The (Navy Seals also won praise for moving swiftly by landing craft to secure early beachheads and to fight their way through enemy forces to the hilltop house overlooking St. George's Harbor, where Scoon had been under virtual house arrest. The Seals protected him throughout a night as Grenadian revolutionary troops surrounded the compound. Many of the Seals inside suffered wounds before Army units finally broke through to free them and Scoon. During the beach landing in rough seas, however, a landing craft carrying the Seals overturned, drowning four of the commando-style specialists.
There were also some tragic mistakes.
The worst was the U.S. bombing of a mental hospital, some 200 yards from Fort Frederick, on Richmond Hill above St. George's. The fort was one of the last heavily defended sites manned by Grenada's soldiers. It was protected by antiaircraft guns, one of them only 150 yards from the hospital. The soldiers had placed a Grenadian army flag outside the hospital building, which bore no markings showing that it was a medical facility.
Corsair jets from the U.S.S. Independence were sent to knock out the antiaircraft batteries and to bomb the fort. But the pilots blasted the hospital as well, apparently in the belief that it was part of the military complex. A three-story wing was leveled, burying many of the occupants. Mortuary workers found at least 20 bodies in the rubble, but other patients were missing. The death toll was difficult to determine, since some of the mentally-ill occupants had wandered away from the building during the U.S. attack.

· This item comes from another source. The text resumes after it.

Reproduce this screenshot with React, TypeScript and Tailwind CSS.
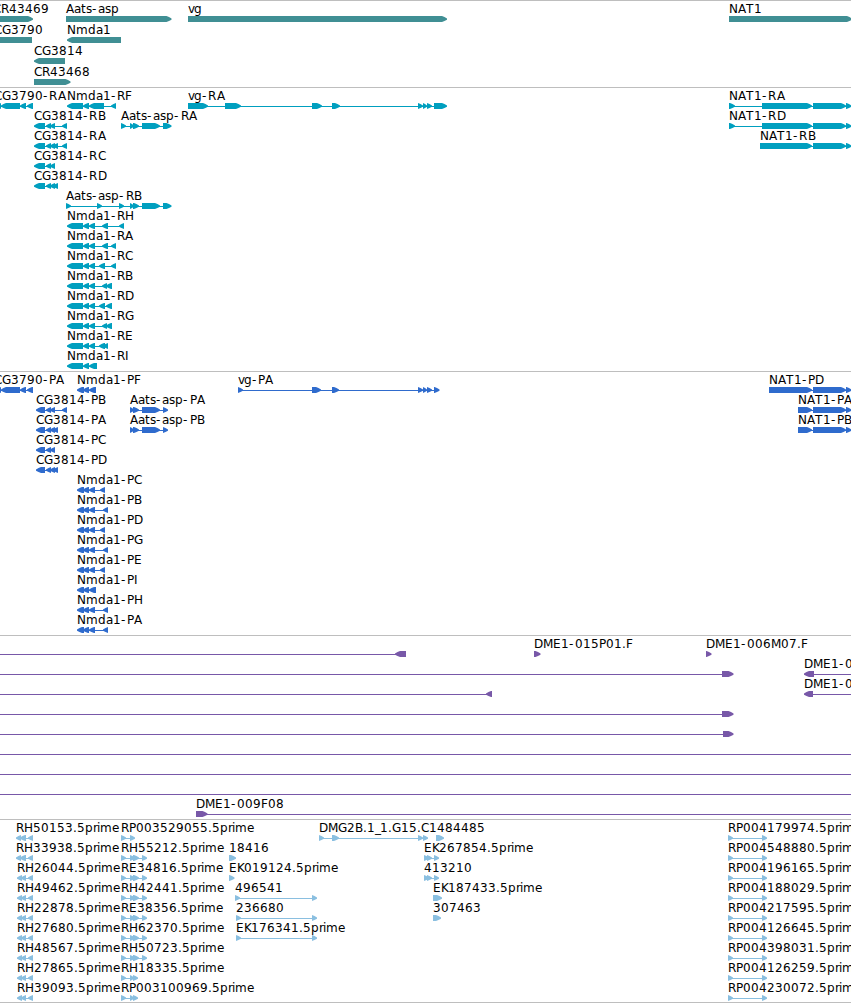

The bombing of the hospital seemed to be an understandable error. But it was less excusable that it was first reported by a Canadian journalist and was not promptly confirmed by Pentagon officials. The Pentagon explained that by the time U.S. Marines took over the fort on foot the next day, the hospital personnel had buried the victims, and the Marines had no reason to suspect that anyone had died there.